We've seen teams cut their bounce rate from 35% to under 4% just by verifying addresses before sending - which means all those carefully crafted follow-ups actually land where they're supposed to.

Prospeo

Great follow-up copy deserves great contact data. Prospeo gives you 300M+ professional profiles refreshed every 7 days - so you're never following up with outdated addresses that tank your domain reputation.

Every bounced follow-up damages your sender reputation. Fix the data first.

FAQ

How long should a professional follow-up email be?

Three to five sentences, ideally under 100 words. Plain text or near-plain text outperforms formatted emails. The recipient should be able to read it, understand what you want, and respond in under 30 seconds.

Is it unprofessional to follow up more than once?

Not at all - up to 2-3 follow-ups is standard in professional contexts. Beyond that, diminishing returns hit hard. The 16.5-million-email study shows 4+ emails more than triple unsubscribe and spam complaint rates, so the line between persistent and annoying is around three messages.

What's the best day to send a follow-up email?

Wednesday is the peak engagement day for follow-ups, while Monday works best for initial outreach.
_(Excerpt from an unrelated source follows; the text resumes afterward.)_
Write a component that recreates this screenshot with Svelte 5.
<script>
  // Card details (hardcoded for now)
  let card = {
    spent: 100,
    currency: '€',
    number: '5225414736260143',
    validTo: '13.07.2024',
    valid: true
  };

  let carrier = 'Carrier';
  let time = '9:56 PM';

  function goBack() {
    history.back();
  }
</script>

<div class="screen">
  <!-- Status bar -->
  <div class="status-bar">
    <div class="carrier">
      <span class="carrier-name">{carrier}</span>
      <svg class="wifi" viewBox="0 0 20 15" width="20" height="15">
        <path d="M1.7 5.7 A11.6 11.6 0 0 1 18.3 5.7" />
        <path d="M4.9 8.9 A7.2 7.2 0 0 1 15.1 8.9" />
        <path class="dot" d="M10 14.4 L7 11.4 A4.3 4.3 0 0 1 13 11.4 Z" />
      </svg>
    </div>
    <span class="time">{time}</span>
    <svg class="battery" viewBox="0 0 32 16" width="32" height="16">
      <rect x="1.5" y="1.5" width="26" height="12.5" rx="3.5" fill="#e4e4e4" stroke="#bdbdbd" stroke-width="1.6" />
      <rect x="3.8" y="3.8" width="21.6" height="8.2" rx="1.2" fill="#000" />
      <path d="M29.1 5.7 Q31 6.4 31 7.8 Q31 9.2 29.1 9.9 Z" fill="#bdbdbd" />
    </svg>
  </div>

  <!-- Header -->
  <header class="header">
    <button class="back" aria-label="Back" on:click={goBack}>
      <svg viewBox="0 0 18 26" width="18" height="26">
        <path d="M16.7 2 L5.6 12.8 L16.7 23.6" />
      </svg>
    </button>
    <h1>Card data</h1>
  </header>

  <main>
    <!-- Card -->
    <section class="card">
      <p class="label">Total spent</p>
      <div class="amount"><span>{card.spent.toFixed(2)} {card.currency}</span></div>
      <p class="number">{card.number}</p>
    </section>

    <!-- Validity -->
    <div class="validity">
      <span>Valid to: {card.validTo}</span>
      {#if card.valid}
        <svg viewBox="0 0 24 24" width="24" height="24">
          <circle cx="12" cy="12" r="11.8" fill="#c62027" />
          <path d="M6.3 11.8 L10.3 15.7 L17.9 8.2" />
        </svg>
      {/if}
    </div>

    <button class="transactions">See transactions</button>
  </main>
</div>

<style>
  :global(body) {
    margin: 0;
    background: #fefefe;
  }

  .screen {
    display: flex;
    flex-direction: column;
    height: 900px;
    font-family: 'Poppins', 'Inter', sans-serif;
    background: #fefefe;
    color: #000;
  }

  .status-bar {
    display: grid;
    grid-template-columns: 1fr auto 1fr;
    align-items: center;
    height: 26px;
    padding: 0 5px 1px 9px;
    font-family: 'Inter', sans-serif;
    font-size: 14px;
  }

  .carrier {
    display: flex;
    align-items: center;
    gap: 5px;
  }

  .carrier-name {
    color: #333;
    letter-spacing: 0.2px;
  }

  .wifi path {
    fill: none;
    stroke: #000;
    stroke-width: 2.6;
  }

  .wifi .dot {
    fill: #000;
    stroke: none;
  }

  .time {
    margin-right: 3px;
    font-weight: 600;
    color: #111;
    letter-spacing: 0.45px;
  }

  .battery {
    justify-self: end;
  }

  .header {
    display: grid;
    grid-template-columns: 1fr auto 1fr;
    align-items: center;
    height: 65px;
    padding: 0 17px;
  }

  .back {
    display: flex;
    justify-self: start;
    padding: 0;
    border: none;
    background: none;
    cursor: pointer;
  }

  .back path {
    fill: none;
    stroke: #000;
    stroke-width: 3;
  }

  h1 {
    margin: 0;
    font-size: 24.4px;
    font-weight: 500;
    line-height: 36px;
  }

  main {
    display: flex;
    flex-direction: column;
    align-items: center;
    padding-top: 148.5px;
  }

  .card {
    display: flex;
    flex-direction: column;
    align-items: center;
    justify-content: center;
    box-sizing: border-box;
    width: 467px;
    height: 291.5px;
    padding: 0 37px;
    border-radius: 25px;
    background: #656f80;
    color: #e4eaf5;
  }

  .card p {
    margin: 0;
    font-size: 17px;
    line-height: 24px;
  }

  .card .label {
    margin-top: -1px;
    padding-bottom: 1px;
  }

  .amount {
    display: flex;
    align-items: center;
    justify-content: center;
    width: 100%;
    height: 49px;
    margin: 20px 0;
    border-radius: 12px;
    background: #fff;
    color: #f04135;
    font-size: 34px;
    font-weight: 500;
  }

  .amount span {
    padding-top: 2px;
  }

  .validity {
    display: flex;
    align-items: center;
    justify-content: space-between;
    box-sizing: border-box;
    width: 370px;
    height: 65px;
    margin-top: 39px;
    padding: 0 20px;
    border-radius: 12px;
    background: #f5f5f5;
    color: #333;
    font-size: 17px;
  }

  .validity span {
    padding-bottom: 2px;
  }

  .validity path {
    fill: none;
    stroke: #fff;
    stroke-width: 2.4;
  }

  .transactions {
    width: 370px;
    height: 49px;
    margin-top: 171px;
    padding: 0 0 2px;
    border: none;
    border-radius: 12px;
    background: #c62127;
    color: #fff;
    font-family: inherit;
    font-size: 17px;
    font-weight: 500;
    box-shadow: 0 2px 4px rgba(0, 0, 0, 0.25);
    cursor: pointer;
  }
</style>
Midweek mornings (9-11 AM) in the recipient's time zone consistently outperform other windows across every dataset we've reviewed.

Should I reply to the original thread or start a new one?
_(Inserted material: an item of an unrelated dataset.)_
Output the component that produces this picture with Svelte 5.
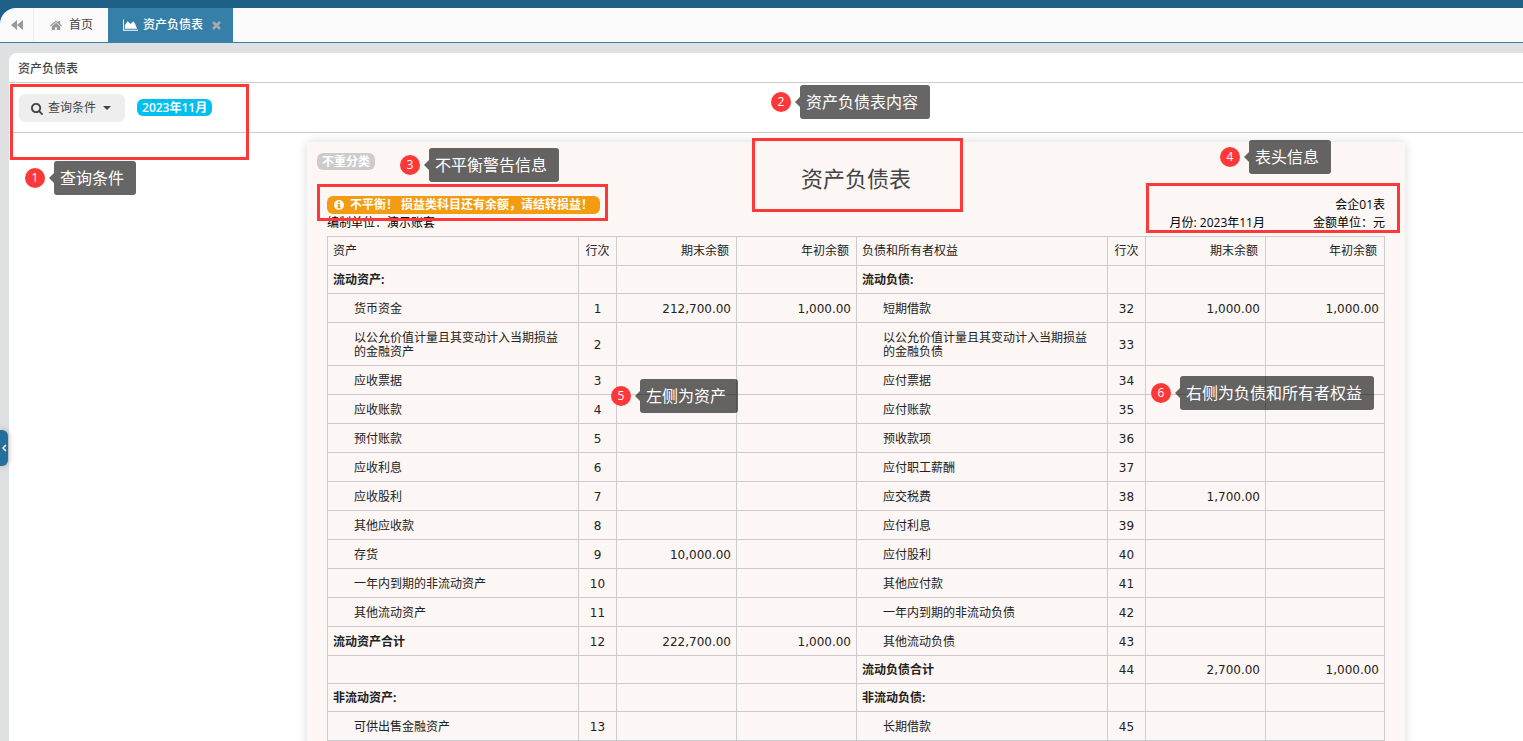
<script lang="ts">
	type Entry = { name?: string; line?: number; end?: string; start?: string; bold?: boolean };

	const month = '2023年11月';

	const rows: [Entry, Entry][] = [
		[{ name: '流动资产:', bold: true }, { name: '流动负债:', bold: true }],
		[
			{ name: '货币资金', line: 1, end: '212,700.00', start: '1,000.00' },
			{ name: '短期借款', line: 32, end: '1,000.00', start: '1,000.00' },
		],
		[
			{ name: '以公允价值计量且其变动计入当期损益的金融资产', line: 2 },
			{ name: '以公允价值计量且其变动计入当期损益的金融负债', line: 33 },
		],
		[{ name: '应收票据', line: 3 }, { name: '应付票据', line: 34 }],
		[{ name: '应收账款', line: 4 }, { name: '应付账款', line: 35 }],
		[{ name: '预付账款', line: 5 }, { name: '预收款项', line: 36 }],
		[{ name: '应收利息', line: 6 }, { name: '应付职工薪酬', line: 37 }],
		[{ name: '应收股利', line: 7 }, { name: '应交税费', line: 38, end: '1,700.00' }],
		[{ name: '其他应收款', line: 8 }, { name: '应付利息', line: 39 }],
		[{ name: '存货', line: 9, end: '10,000.00' }, { name: '应付股利', line: 40 }],
		[{ name: '一年内到期的非流动资产', line: 10 }, { name: '其他应付款', line: 41 }],
		[{ name: '其他流动资产', line: 11 }, { name: '一年内到期的非流动负债', line: 42 }],
		[
			{ name: '流动资产合计', line: 12, end: '222,700.00', start: '1,000.00', bold: true },
			{ name: '其他流动负债', line: 43 },
		],
		[{}, { name: '流动负债合计', line: 44, end: '2,700.00', start: '1,000.00', bold: true }],
		[{ name: '非流动资产:', bold: true }, { name: '非流动负债:', bold: true }],
		[{ name: '可供出售金融资产', line: 13 }, { name: '长期借款', line: 45 }],
	];

	// a row is a little taller as soon as one side holds an indented item
	const hasItem = (row: [Entry, Entry]) => row.some((entry) => entry.name && !entry.bold);
</script>

{#snippet callout(num: number, text: string)}
	<div class="callout callout--{num}">
		<span class="callout_num">{num}</span>
		<span class="callout_text">{text}</span>
	</div>
{/snippet}

<div class="app">
	<nav class="tabs">
		<button class="tabs_back" aria-label="向左滚动">
			<svg width="12" height="10" viewBox="0 0 12 10"><path d="M6 0v10L0 5zM12 0v10L6 5z" /></svg>
		</button>
		<a class="tab" href="#home">
			<svg width="12" height="13" viewBox="0 0 1664 1792">
				<path
					d="M1408 992v480q0 26-19 45t-45 19h-384v-384h-256v384h-384q-26 0-45-19t-19-45v-480q0-1 .5-3t.5-3l575-474 575 474q1 2 1 6zm223-69l-62 74q-8 9-21 11h-3q-13 0-21-7l-692-577-692 577q-12 8-24 7-13-2-21-11l-62-74q-8-10-7-23.5t11-21.5l719-599q32-26 76-26t76 26l244 204v-195q0-14 9-23t23-9h192q14 0 23 9t9 23v408l219 182q10 8 11 21.5t-7 23.5z"
				/>
			</svg>
			<span>首页</span>
		</a>
		<a class="tab tab--active" href="#balance">
			<svg width="15" height="12" viewBox="0 0 16 12">
				<path d="M0 0h1v11h15v1H0zM2 10V6l3-4 3 3 3-3 2 3 2 5z" />
			</svg>
			<span>资产负债表</span>
			<svg class="tab_close" width="12" height="12" viewBox="256 256 1280 1280">
				<path
					d="M1490 1322q0 40-28 68l-136 136q-28 28-68 28t-68-28l-294-294-294 294q-28 28-68 28t-68-28l-136-136q-28-28-28-68t28-68l294-294-294-294q-28-28-28-68t28-68l136-136q28-28 68-28t68 28l294 294 294-294q28-28 68-28t68 28l136 136q28 28 28 68t-28 68l-294 294 294 294q28 28 28 68z"
				/>
			</svg>
		</a>
	</nav>

	<main class="panel">
		<h2 class="panel_title">资产负债表</h2>
		<div class="toolbar">
			<button class="query">
				<svg width="12" height="13" viewBox="0 0 1664 1792">
					<path
						d="M1152 832q0-185-131.5-316.5t-316.5-131.5-316.5 131.5-131.5 316.5 131.5 316.5 316.5 131.5 316.5-131.5 131.5-316.5zm512 832q0 52-38 90t-90 38q-54 0-90-38l-343-342q-179 124-399 124-143 0-273.5-55.5t-225-150-150-225-55.5-273.5 55.5-273.5 150-225 225-150 273.5-55.5 273.5 55.5 225 150 150 225 55.5 273.5q0 220-124 399l343 343q37 37 37 90z"
					/>
				</svg>
				<span>查询条件</span>
				<svg class="query_caret" width="8" height="4" viewBox="0 0 8 4"><path d="M0 0h8L4 4z" /></svg>
			</button>
			<span class="label label--info">{month}</span>
		</div>

		<div class="canvas">
			<section class="sheet">
				<span class="label label--muted">不重分类</span>
				<h1 class="sheet_title">资产负债表</h1>
				<div class="meta">
					<span class="label label--warning">
						<svg width="10" height="10" viewBox="0 0 10 10">
							<circle cx="5" cy="5" r="5" />
							<path fill="#f39c12" d="M4 1.5h2V3H4zM3.4 4H6v3h.7v1.2H3.4V7H4V5h-.6z" />
						</svg>
						<span>不平衡！ 损益类科目还有余额，请结转损益！</span>
					</span>
					<span class="meta_form">会企01表</span>
					<span>编制单位：演示账套</span>
					<span class="meta_month">月份: {month}</span>
					<span class="meta_unit">金额单位：元</span>
				</div>

				<table>
					<colgroup>
						<col class="col_name" /><col class="col_line" /><col class="col_amount" /><col
							class="col_amount"
						/>
						<col class="col_name" /><col class="col_line" /><col class="col_amount" /><col />
					</colgroup>
					<thead>
						<tr>
							{#each ['资产', '负债和所有者权益'] as side}
								<th>{side}</th>
								<th class="line">行次</th>
								<th class="amount">期末余额</th>
								<th class="amount">年初余额</th>
							{/each}
						</tr>
					</thead>
					<tbody>
						{#each rows as row}
							<tr class:compact={!hasItem(row)}>
								{#each row as entry}
									<td class:item={!entry.bold} class:bold={entry.bold}>{entry.name ?? ''}</td>
									<td class="line">{entry.line ?? ''}</td>
									<td class="amount">{entry.end ?? ''}</td>
									<td class="amount">{entry.start ?? ''}</td>
								{/each}
							</tr>
						{/each}
					</tbody>
				</table>

				<div class="mark mark--title"></div>
				<div class="mark mark--warning"></div>
				<div class="mark mark--meta"></div>
				{@render callout(2, '资产负债表内容')}
				{@render callout(3, '不平衡警告信息')}
				{@render callout(4, '表头信息')}
				{@render callout(5, '左侧为资产')}
				{@render callout(6, '右侧为负债和所有者权益')}
			</section>
		</div>

		<div class="mark mark--query"></div>
		{@render callout(1, '查询条件')}
	</main>

	<button class="handle" aria-label="展开菜单">
		<svg width="5" height="8" viewBox="0 0 5 8"><path d="M4 1L1 4l3 3" /></svg>
	</button>
</div>

<style>
	:global(body) {
		margin: 0;
	}

	.app {
		position: relative;
		box-sizing: border-box;
		display: flex;
		flex-direction: column;
		height: 100vh;
		padding-top: 8px;
		overflow: hidden;
		background: linear-gradient(#1f6089 24px, #dfe0e2 24px);
		color: #222;
		font-family: 'Open Sans', 'Noto Sans CJK SC', sans-serif;
		font-size: 12px;
		line-height: 18px;
	}

	.app * {
		box-sizing: border-box;
	}

	button {
		padding: 0;
		border: 0;
		font: inherit;
		cursor: pointer;
	}

	svg {
		flex: none;
		fill: currentColor;
	}

	.tabs {
		display: flex;
		flex: none;
		height: 35px;
		border-bottom: 1px solid #367fa9;
		border-top-left-radius: 16px;
		background: #fafafa;
		overflow: hidden;
	}

	.tabs_back {
		display: flex;
		align-items: center;
		width: 34px;
		padding-left: 11px;
		border-right: 1px solid #eee;
		background: transparent;
		color: #999;
	}

	.tab {
		display: flex;
		align-items: center;
		gap: 7px;
		padding: 0 15px 0 16px;
		color: #444;
		text-decoration: none;
	}

	.tab > svg {
		color: #999;
	}

	.tab--active {
		gap: 5px;
		padding: 0 12px 0 15px;
		background: #367fa9;
		color: #fff;
		font-weight: 500;
	}

	.tab--active > svg {
		color: #fff;
	}

	.tab--active > .tab_close {
		width: 9px;
		margin-left: 4px;
		color: #aaa;
	}

	.panel {
		position: relative;
		flex: 1;
		display: flex;
		flex-direction: column;
		min-height: 0;
		margin: 10px 0 0 9px;
		border-top-left-radius: 8px;
		background: #fff;
	}

	.panel_title {
		flex: none;
		height: 30px;
		margin: 0;
		padding: 1px 0 0 9px;
		border-bottom: 1px solid #ccc;
		color: #444;
		font-size: 12px;
		font-weight: 500;
		line-height: 30px;
	}

	.toolbar {
		display: flex;
		flex: none;
		align-items: center;
		gap: 12px;
		height: 50px;
		padding-left: 10px;
		border-bottom: 1px solid #ccc;
	}

	.query {
		display: flex;
		align-items: center;
		gap: 5px;
		height: 28px;
		padding: 1px 14px 0 12px;
		border-radius: 6px;
		background: #eee;
		color: #444;
	}

	.query_caret {
		margin-left: 2px;
	}

	.label {
		border-radius: 6px;
		color: #fff;
		font-weight: 600;
	}

	.label--info {
		padding: 1px 5px 0;
		background: #00c0ef;
		line-height: 16px;
	}

	.label--muted {
		position: absolute;
		top: 11px;
		left: 10px;
		padding: 0 5px;
		background: #ccc;
		line-height: 17px;
	}

	.label--warning {
		display: flex;
		align-items: center;
		justify-self: start;
		gap: 6px;
		padding: 0 7px;
		background: #f39c12;
		white-space: nowrap;
	}

	.canvas {
		display: flex;
		flex: 1;
		justify-content: center;
		min-height: 0;
		padding: 9px 0 0 180px;
	}

	.sheet {
		position: relative;
		align-self: flex-start;
		flex: 0 1 1098px;
		padding: 18px 20px 20px;
		background: #fcf6f4;
		box-shadow: 0 0 10px rgba(0, 0, 0, 0.15);
	}

	.sheet_title {
		margin: 0;
		color: #444;
		font-size: 22px;
		font-weight: 400;
		line-height: 36px;
		text-align: center;
	}

	.meta {
		display: grid;
		grid-template-columns: 1fr 200px 120px;
		margin-bottom: 4px;
		color: #000;
	}

	.meta_form {
		grid-column: 2 / 4;
		text-align: right;
	}

	.meta_month,
	.meta_unit {
		text-align: right;
	}

	table {
		width: 100%;
		border-collapse: collapse;
		table-layout: fixed;
		line-height: 14px;
	}

	.col_name {
		width: 251px;
	}

	.col_line {
		width: 38px;
	}

	.col_amount {
		width: 120px;
	}

	tr {
		height: 29px;
	}

	.compact {
		height: 28px;
	}

	th,
	td {
		padding: 0 5px;
		border: 1px solid #ccc;
		font-weight: 400;
		text-align: left;
	}

	th.amount {
		padding-right: 7px;
	}

	td.line,
	td.amount,
	.bold {
		padding-top: 2px;
	}

	.item {
		padding: 8px 16px 6px 26px;
	}

	.compact td {
		padding-block: 0;
	}

	.bold {
		font-weight: 700;
	}

	.line {
		padding-inline: 0;
		text-align: center;
	}

	td.line,
	td.amount {
		font-family: Verdana, 'DejaVu Sans', sans-serif;
	}

	.amount {
		text-align: right;
	}

	.handle {
		position: absolute;
		top: 430px;
		left: 0;
		width: 8px;
		height: 36px;
		border-radius: 0 6px 6px 0;
		background: #246f9b;
		box-shadow: 0 0 6px rgba(0, 0, 0, 0.3);
		color: #fff;
		line-height: 8px;
	}

	.handle path {
		fill: none;
		stroke: currentColor;
		stroke-width: 1.5;
	}

	.mark {
		position: absolute;
		border: 3px solid #fd3838;
		pointer-events: none;
	}

	.mark--query {
		top: 31px;
		left: 1px;
		width: 239px;
		height: 76px;
	}

	.mark--title {
		top: -4px;
		left: 445px;
		width: 211px;
		height: 74px;
	}

	.mark--warning {
		top: 42px;
		left: 10px;
		width: 291px;
		height: 37px;
	}

	.mark--meta {
		top: 41px;
		right: 5px;
		width: 254px;
		height: 50px;
	}

	.callout {
		position: absolute;
		display: flex;
		align-items: center;
		gap: 9px;
		color: #fff;
		white-space: nowrap;
	}

	.callout_num {
		width: 20px;
		height: 20px;
		border-radius: 50%;
		background: #fd3838;
		line-height: 20px;
		text-align: center;
	}

	.callout_text {
		position: relative;
		padding: 0 12px 0 6px;
		border-radius: 3px;
		background: rgba(0, 0, 0, 0.6);
		font-size: 16px;
		line-height: 34px;
	}

	.callout_text::before {
		content: '';
		position: absolute;
		top: 12px;
		right: 100%;
		border: 5px solid transparent;
		border-left-width: 0;
		border-right-color: rgba(0, 0, 0, 0.6);
	}

	.callout--1 {
		top: 108px;
		left: 16px;
	}

	.callout--2 {
		top: -57px;
		left: 464px;
	}

	.callout--3 {
		top: 6px;
		left: 93px;
	}

	.callout--4 {
		top: -2px;
		left: 913px;
	}

	.callout--5 {
		top: 237px;
		left: 304px;
	}

	.callout--6 {
		top: 234px;
		left: 844px;
	}
</style>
For warm follow-ups, reply to the original thread - it preserves context and signals legitimacy to email providers. For cold re-engagement after weeks or months of silence, start a new thread with a fresh subject line referencing something current.

How do I know my follow-up actually reached the inbox?

Verify the address before sending. Since 17% of cold emails never arrive, verification eliminates the most common silent failure point. If you're getting zero responses after multiple attempts, bad data is often the culprit - not your writing.